Sonically, the actual recording of two shows — complete with audience — at the Shrine in September 2007 could have been any other hi-res live session. Though the files created in North Carolina had been completed to everyone’s satisfaction, there was still slight apprehension going into the Shrine. “It seemed almost too loud and forceful in the [Zenph] studio,” Epstein says. “But Tatum knew what he was doing. He was projecting in this big place.” Walker adds, “God bless Steve Epstein’s ears — he found the right spot on the stage where everything worked musically — every accent, every rest, every pedaling.”

King says, “The idea was to do a 5.0 surround recording as simply as possible to capture it as accurately as possible. So we had five microphones — transformerless DPA 4006TLs — straight to the [Millennia] mic preamp, straight into the Sonoma [DSD digital workstation]. As a safety net, we had a pair of Sennheiser MKH 40s deep in the piano — as you normally would for a jazz piano recording — and the [binaural] dummy head. We also added two Neumann cardioids for audience mics. When we went to mix [at Legacy Studios in New York City] we didn’t use the piano mics at all and the audience mics were only brought in and out for applause, so they weren’t part of the main pickups. It really ended up being the five-DPA array with a tiny amount of Lexicon 960 reverb. [The converters were Meitners.] Everyone was concerned with the sound matching timbre-ly the sound of the original live recording, but that was quite dirty and didn’t have a lot of air in it so we had room for our own creativity.”

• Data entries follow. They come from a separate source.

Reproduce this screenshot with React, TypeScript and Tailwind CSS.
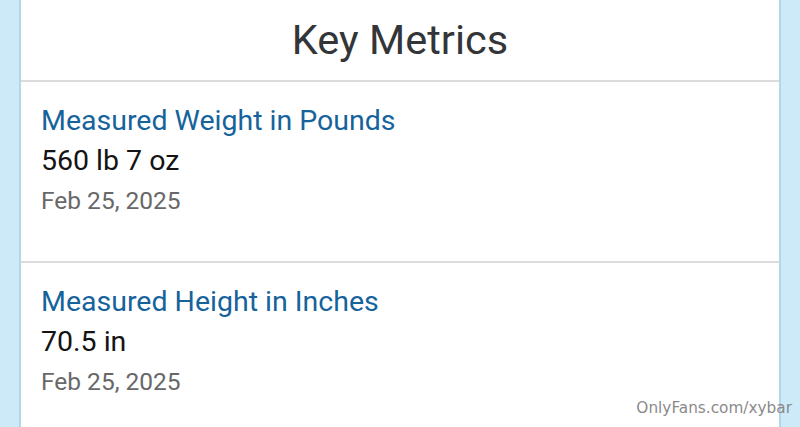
import React from "react";

const metrics = [
  { title: "Measured Weight in Pounds", value: "560 lb 7 oz", date: "Feb 25, 2025" },
  { title: "Measured Height in Inches", value: "70.5 in", date: "Feb 25, 2025" },
];

export default function App() {
  return (
    <div
      className="relative w-[800px] h-[427px] overflow-hidden bg-[#cdeaf8] px-[19px]"
      style={{ fontFamily: "Roboto, 'Noto Sans', sans-serif" }}
    >
      <div className="h-full bg-white border-x-2 border-[#b3d6e8]">
        <div className="h-[80px] flex items-center justify-center text-[41.5px] text-[#333538]">
          Key Metrics
        </div>
        {metrics.map((m, i) => (
          <div key={i} className="border-t-2 border-[#dcdcdc] pt-[19px] pb-[40px] px-[20px]">
            <div className="h-[40px] leading-[40px] text-[28.5px] text-[#16639c]">{m.title}</div>
            <div className="h-[40px] leading-[40px] text-[28.5px] text-[#141414]">{m.value}</div>
            <div className="h-[40px] leading-[40px] text-[24.5px] text-[#686868]">{m.date}</div>
          </div>
        ))}
      </div>
      <div
        className="absolute right-[8px] bottom-[7px] text-[15.3px] text-[#8a8a8a]"
        style={{ fontFamily: "'DejaVu Sans', sans-serif" }}
      >
        OnlyFans.com/xybar
      </div>
    </div>
  );
}
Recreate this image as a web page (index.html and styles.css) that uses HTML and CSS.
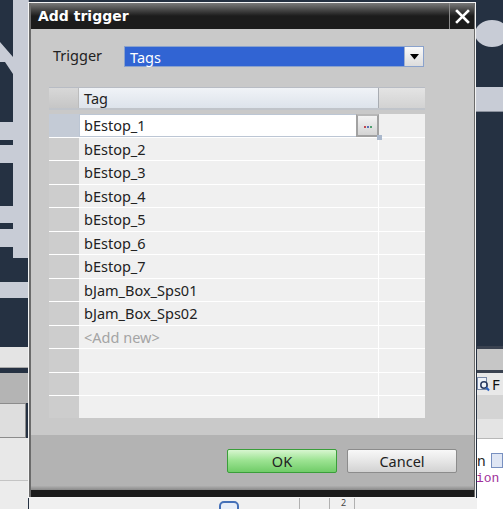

The result is an astonishing re-creation — Tatum for the digital age. What’s next for Zenph? Besides a new Tatum with Big Band disc, expect to hear re-performances of Rachmaninoff, Rubenstein, Ellington and others. They’re close to perfecting their standup bass programming, and drums and horns aren’t too far off. “We think voice may be 10 years away,” Walker says. Don’t bet against perfect Caruso in 2018.